4. Le mirage de la filière électronique

Publié au printemps 1982, le " rapport Farnoux " est à l'origine d'un très ambitieux programme baptisé PAFE (Programme d'Action pour la Filière Electronique).

Parmi les onze branches concernées figure l'informatique pour laquelle on recommande tout à la fois la poursuite de l'effort concernant les systèmes moyens, le lancement d'un grand ordinateur scientifique, la production de masse de micro-ordinateurs et le développement de " briques de base " (modules standardisés utilisant notamment les mêmes puces) pour la mini-informatique.

Les dépenses correspondantes sont estimées à 140 milliards de francs sur cinq ans, somme faramineuse, mais on s'aperçoit qu'il s'agit d'un amalgame, budgétairement hétérodoxe, de dépenses hétérogènes (fonctionnement et investissement, mesures nouvelles et acquises ; budgets civils et militaires, publics et privés, budget annexe des PTT, etc.).

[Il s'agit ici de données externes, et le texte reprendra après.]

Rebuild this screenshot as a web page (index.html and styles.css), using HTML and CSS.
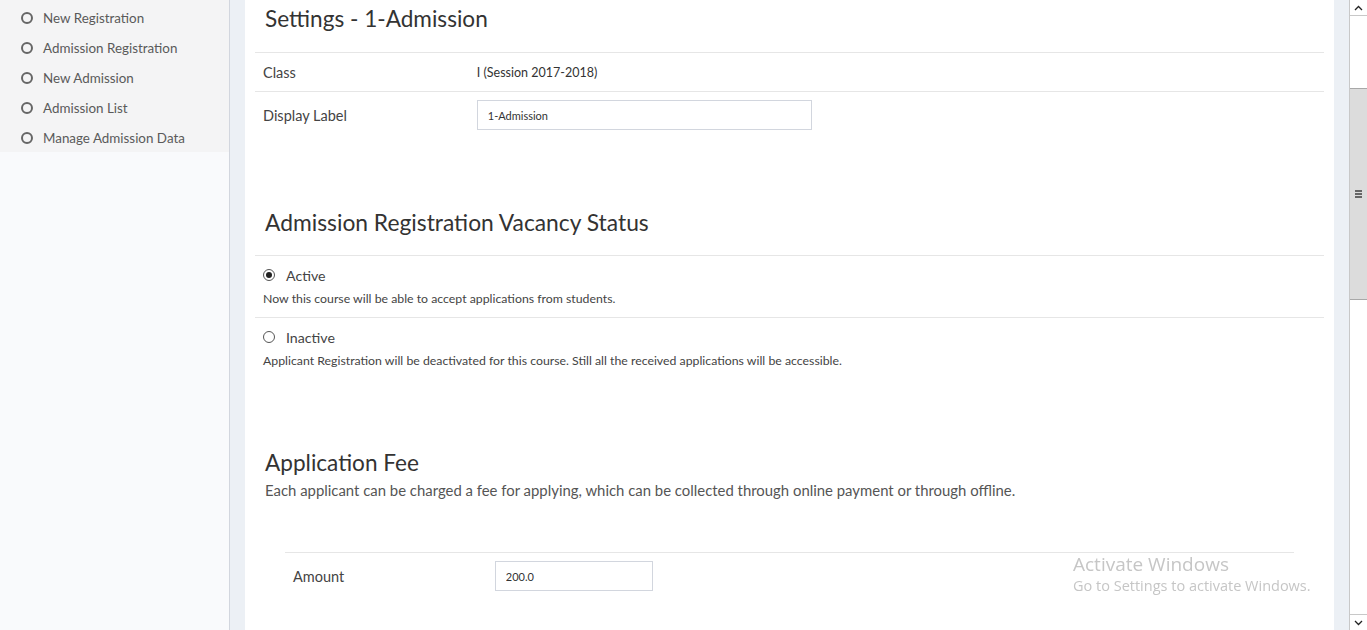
FILE: index.html
```html
<!DOCTYPE html>
<html>
<head>
<meta charset="utf-8">
<link rel="stylesheet" href="styles.css">
</head>
<body>
<div class="app">
  <aside class="sidebar">
    <ul class="menu">
      <li><span class="ring"></span>New Registration</li>
      <li><span class="ring"></span>Admission Registration</li>
      <li><span class="ring"></span>New Admission</li>
      <li><span class="ring"></span>Admission List</li>
      <li><span class="ring"></span>Manage Admission Data</li>
    </ul>
  </aside>
  <main class="content">
    <div class="box">
      <h2 class="title">Settings - 1-Admission</h2>
      <table class="form-table">
        <tr><td class="lbl">Class</td><td class="val">I (Session 2017-2018)</td></tr>
        <tr><td class="lbl">Display Label</td><td class="val"><input class="field wide" type="text" value="1-Admission"></td></tr>
      </table>

      <h2 class="title sec2">Admission Registration Vacancy Status</h2>
      <div class="options">
        <div class="opt">
          <label class="radio"><span class="dot checked"></span>Active</label>
          <p class="help">Now this course will be able to accept applications from students.</p>
        </div>
        <div class="opt">
          <label class="radio"><span class="dot"></span>Inactive</label>
          <p class="help">Applicant Registration will be deactivated for this course. Still all the received applications will be accessible.</p>
        </div>
      </div>

      <h2 class="title sec3">Application Fee</h2>
      <p class="lead">Each applicant can be charged a fee for applying, which can be collected through online payment or through offline.</p>
      <table class="form-table fee">
        <tr><td class="lbl">Amount</td><td class="val"><input class="field short" type="text" value="200.0"></td></tr>
      </table>
    </div>
  </main>
  <div class="scrollbar">
    <div class="sb-btn up"><svg width="9" height="6" viewBox="0 0 9 6"><path d="M1 5 L4.5 1.5 L8 5" fill="none" stroke="#222" stroke-width="1.3"/></svg></div>
    <div class="sb-track top"></div>
    <div class="sb-thumb"><span class="grip"></span></div>
    <div class="sb-track bottom"></div>
    <div class="sb-btn down"><svg width="9" height="6" viewBox="0 0 9 6"><path d="M1 1 L4.5 4.5 L8 1" fill="none" stroke="#222" stroke-width="1.3"/></svg></div>
  </div>
</div>
<div class="watermark">
  <div class="wm1">Activate Windows</div>
  <div class="wm2">Go to Settings to activate Windows.</div>
</div>
</body>
</html>
```
FILE: styles.css
```css
html, body {
  margin: 0;
  padding: 0;
  height: 100%;
  overflow: hidden;
}
body {
  font-family: Lato, "Liberation Sans", sans-serif;
  color: #333;
}
.app {
  display: flex;
  height: 630px;
}
.sidebar {
  width: 229px;
  flex: 0 0 229px;
  background: #f9fafc;
  border-right: 1px solid #d2d6de;
}
.menu {
  list-style: none;
  margin: 0;
  padding: 3px 0 0;
  background: #f4f4f5;
  height: 149px;
}
.menu li {
  height: 30px;
  line-height: 30px;
  font-size: 13.4px;
  color: #5a5a5a;
  display: flex;
  align-items: center;
  padding-left: 21px;
}
.ring {
  width: 8px;
  height: 8px;
  border: 2px solid #666;
  border-radius: 50%;
  margin-right: 10px;
  flex: 0 0 auto;
}
.content {
  flex: 1;
  background: #ecf0f5;
  padding: 0 15px;
  min-width: 0;
}
.box {
  background: #fff;
  height: 630px;
  padding: 0 10px;
}
.title {
  margin: 0;
  font-weight: 400;
  font-size: 22.6px;
  color: #333;
  padding: 6px 10px 0;
  height: 46px;
  line-height: 26px;
  border-bottom: 1px solid #e6e6e6;
}
.form-table {
  width: 100%;
  border-collapse: collapse;
  font-size: 14px;
}
.form-table td {
  padding: 8px;
  vertical-align: middle;
}
.form-table tr + tr td {
  border-top: 1px solid #e6e6e6;
}
.lbl {
  width: 20%;
  color: #444;
  font-size: 14.5px;
}
.val {
  font-size: 12.5px;
  color: #333;
}
.form-table tr:first-child td {
  height: 22px;
  padding-top: 8px;
  padding-bottom: 8px;
}
.field {
  height: 30px;
  box-sizing: border-box;
  border: 1px solid #d2d6de;
  font-family: inherit;
  font-size: 11px;
  color: #333;
  padding: 0 10px;
  margin: 0;
  display: block;
  background: #fff;
}
.wide { width: 335px; }
.short { width: 158px; }
.sec2 {
  margin-top: 54px;
  padding-top: 17px;
  box-sizing: border-box;
  height: 64px;
  font-size: 22.8px;
}
.options .opt {
  padding: 9px 8px 10px;
}
.options .opt + .opt {
  border-top: 1px solid #e6e6e6;
}
.radio {
  display: flex;
  align-items: center;
  font-size: 14.2px;
  color: #444;
  height: 20px;
}
.dot {
  width: 10px;
  height: 10px;
  border: 1px solid #555;
  border-radius: 50%;
  margin-right: 11px;
  position: relative;
  background: #fff;
  flex: 0 0 auto;
}
.dot.checked::after {
  content: "";
  position: absolute;
  left: 2px;
  top: 2px;
  width: 6px;
  height: 6px;
  border-radius: 50%;
  background: #222;
}
.help {
  margin: 6px 0 0;
  font-size: 12.3px;
  color: #444;
  line-height: 16px;
}
.sec3 {
  margin-top: 70px;
  border-bottom: none;
  height: auto;
  padding-top: 0;
  line-height: 28px;
}
.lead {
  margin: 0;
  padding: 0 10px;
  font-size: 14.9px;
  color: #555;
  line-height: 22px;
  padding-top: 2px;
}
.fee {
  width: calc(100% - 60px);
  margin: 51px 30px 0;
  border-top: 1px solid #e6e6e6;
}
.fee td {
  padding-top: 8px;
}
.scrollbar {
  width: 17px;
  flex: 0 0 17px;
  background: #fff;
  border-left: 1px solid #c8c8c8;
  display: flex;
  flex-direction: column;
}
.sb-btn {
  height: 15px;
  display: flex;
  align-items: center;
  justify-content: center;
  flex: 0 0 auto;
}
.sb-btn.up { border-bottom: 1px solid #c8c8c8; }
.sb-btn.down { border-top: 1px solid #c8c8c8; }
.sb-track.top { height: 72px; }
.sb-track.bottom { flex: 1; }
.sb-thumb {
  height: 210px;
  background: #dcdcdc;
  border-top: 1px solid #a8a8a8;
  border-bottom: 1px solid #a8a8a8;
  display: flex;
  align-items: center;
  justify-content: center;
}
.grip {
  width: 7px;
  height: 2px;
  background: #666;
  box-shadow: 0 -3px 0 #666, 0 3px 0 #666;
}
.watermark {
  position: fixed;
  left: 1073px;
  top: 552px;
  color: #c6c6c6;
  font-family: "Open Sans", "Noto Sans", sans-serif;
  pointer-events: none;
}
.wm1 { font-size: 19px; line-height: 24px; }
.wm2 { font-size: 14.5px; line-height: 20px; }
```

Sept projets nationaux censés provoquer un saut technologique et associer étroitement les industriels aux laboratoires publics sont lancés immédiatement. Mais il s'agit, en fait, d'un cocktail composite, allant de la traduction assistée par ordinateur aux " briques de base " pour mini machines mentionnées ci-dessus.

Finalement, les résultats de ce vaste programme, qui ambitionnait de faire de la France " la troisième puissance technologique de l'an 2000 ", juste derrière les Etats-Unis et le Japon, s'avèrent très décevants. Presque tous les objectifs solennellement affichés n'ont pu être atteints. L'accroissement des budgets de recherche concernés est, au total, très limité. Dans le budget de l'Industrie, l'électronique continue de passer après les houillères nationales, en ce qui concerne les subventions, et de venir après les chantiers navals, la sidérurgie et Renault, s'agissant des dotations en capital.

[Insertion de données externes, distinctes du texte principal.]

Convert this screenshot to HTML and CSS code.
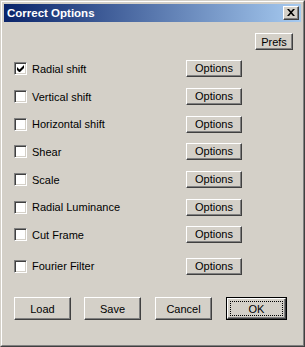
FILE: index.html
```html
<!DOCTYPE html>
<html>
<head>
<meta charset="utf-8">
<link rel="stylesheet" href="styles.css">
</head>
<body>
<div class="window">
  <div class="frame">
    <div class="titlebar">
      <span class="title">Correct Options</span>
      <span class="close">
        <svg width="8" height="7" viewBox="0 0 8 7"><path d="M0 0h2l2 2.3L6 0h2L5 3.5 8 7H6L4 4.7 2 7H0l3-3.5z" fill="#000"/></svg>
      </span>
    </div>
    <div class="content">
      <div class="prefs-row"><span class="btn prefs">Prefs</span></div>
      <div class="options">
        <div class="row"><label class="chk"><span class="box"><svg width="7" height="7" viewBox="0 0 7 7"><path d="M0 2v3l2 2h1l4-4V0L2.5 4.5z" fill="#000"/></svg></span>Radial shift</label><span class="btn opt">Options</span></div>
        <div class="row"><label class="chk"><span class="box"></span>Vertical shift</label><span class="btn opt">Options</span></div>
        <div class="row"><label class="chk"><span class="box"></span>Horizontal shift</label><span class="btn opt">Options</span></div>
        <div class="row"><label class="chk"><span class="box"></span>Shear</label><span class="btn opt">Options</span></div>
        <div class="row"><label class="chk"><span class="box"></span>Scale</label><span class="btn opt">Options</span></div>
        <div class="row"><label class="chk"><span class="box"></span>Radial Luminance</label><span class="btn opt">Options</span></div>
        <div class="row"><label class="chk"><span class="box"></span>Cut Frame</label><span class="btn opt">Options</span></div>
        <div class="row last"><label class="chk"><span class="box"></span>Fourier Filter</label><span class="btn opt">Options</span></div>
      </div>
      <div class="actions">
        <span class="btn act">Load</span>
        <span class="btn act">Save</span>
        <span class="btn act">Cancel</span>
        <span class="default"><span class="btn ok"><span class="focus">OK</span></span></span>
      </div>
    </div>
  </div>
</div>
</body>
</html>
```
FILE: styles.css
```css
html, body { margin: 0; padding: 0; background: #d4d0c8; }
.window {
  width: 305px; height: 347px; box-sizing: border-box;
  background: #d4d0c8;
  border: 1px solid; border-color: #d4d0c8 #404040 #404040 #d4d0c8;
  font-family: "Liberation Sans", Arial, sans-serif; font-size: 11px; color: #000;
}
.frame {
  height: 100%; box-sizing: border-box;
  border: 1px solid; border-color: #fff #808080 #808080 #fff;
  padding: 2px;
  display: flex; flex-direction: column;
}
.titlebar {
  height: 18px; flex: none;
  background: linear-gradient(to right, #0a246a, #a6caf0);
  display: flex; align-items: center; justify-content: space-between;
  padding-left: 3px;
}
.title { color: #fff; font-weight: bold; font-size: 11.5px; }
.close {
  width: 14px; height: 12px; margin-right: 2px;
  background: #d4d0c8;
  border: 1px solid; border-color: #fff #404040 #404040 #fff;
  box-shadow: inset -1px -1px 0 #808080;
  display: flex; align-items: center; justify-content: center;
}
.close svg { display: block; margin-left: -1px; margin-top: -1px; }
.content { padding: 11px 8px 0 10px; }
.prefs-row { display: flex; justify-content: flex-end; }
.btn {
  box-sizing: border-box;
  background: #d4d0c8;
  border: 1px solid; border-color: #fff #404040 #404040 #fff;
  box-shadow: inset -1px -1px 0 #808080;
  display: flex; align-items: center; justify-content: center;
}
.prefs { width: 38px; height: 17px; }
.options { margin-top: 5px; }
.row {
  height: 27.7px;
  display: grid; grid-template-columns: 172px 56px; align-items: center;
}
.row.last { margin-top: 3.5px; }
.opt { height: 17px; padding-bottom: 1px; }
.chk { display: flex; align-items: center; gap: 5px; }
.box {
  width: 13px; height: 13px; box-sizing: border-box; flex: none;
  background: #fff;
  border: 1px solid; border-color: #808080 #fff #fff #808080;
  box-shadow: inset 1px 1px 0 #404040, inset -1px -1px 0 #d4d0c8;
  display: flex; align-items: center; justify-content: center;
}
.box svg { display: block; }
.actions { margin-top: 17px; display: flex; }
.act { width: 57px; height: 23px; }
.act + .act { margin-left: 14px; }
.act:first-child + .act { margin-left: 13px; }
.default { margin-left: 14px; border: 1px solid #000; width: 61px; height: 23px; box-sizing: border-box; display: flex; }
.ok { width: 100%; height: 100%; padding: 2px; }
.focus {
  flex: 1; align-self: stretch;
  border: 1px dotted #000;
  display: flex; align-items: center; justify-content: center;
}
```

A l'examen, deux erreurs d'appréciation majeures expliquent ces déconvenues.

La première est illustrée par l'absorption par Bull, à l'automne 1982, des filiales informatiques de Thomson et de la CGE. Elle consiste à tout miser sur un " champion national ", fabriqué artificiellement par une sorte de mécano industriel dirigiste, à l'inverse de la politique suivie,alors,avec succès par le Japon.

La deuxième erreur, quant à elle, consiste à pécher par excès d'orgueil en croyant que nous avons les moyens de maîtriser, à travers le budget de l'Etat, tous les éléments de la filière électronique dans son ensemble.

Depuis trente ans, fait observer Jean-Pierre Brulé dans L'Informatique malade de l'Etat , les plus brillants succès ont été remportés par des sociétés qui se sont spécialisées dans des créneaux, qu'il s'agisse des mini (DEC), des micros (Apple) et de leurs logiciels (Microsoft) ou des machines géantes (Cray). Nous parlerions aujourd'hui de Sun, Compaq et toujours, bien entendu le binôme Wintel (Microsoft et Intel).

A l'inverse, les constructeurs généralistes américains et européens n'ont cessé de perdre du terrain. Seul NEC, parmi ces derniers, se prévaut encore de la triple intégration communications-ordinateurs-composants, même si, chez plusieurs d'entre eux comme IBM, les composants épaulent l'informatique.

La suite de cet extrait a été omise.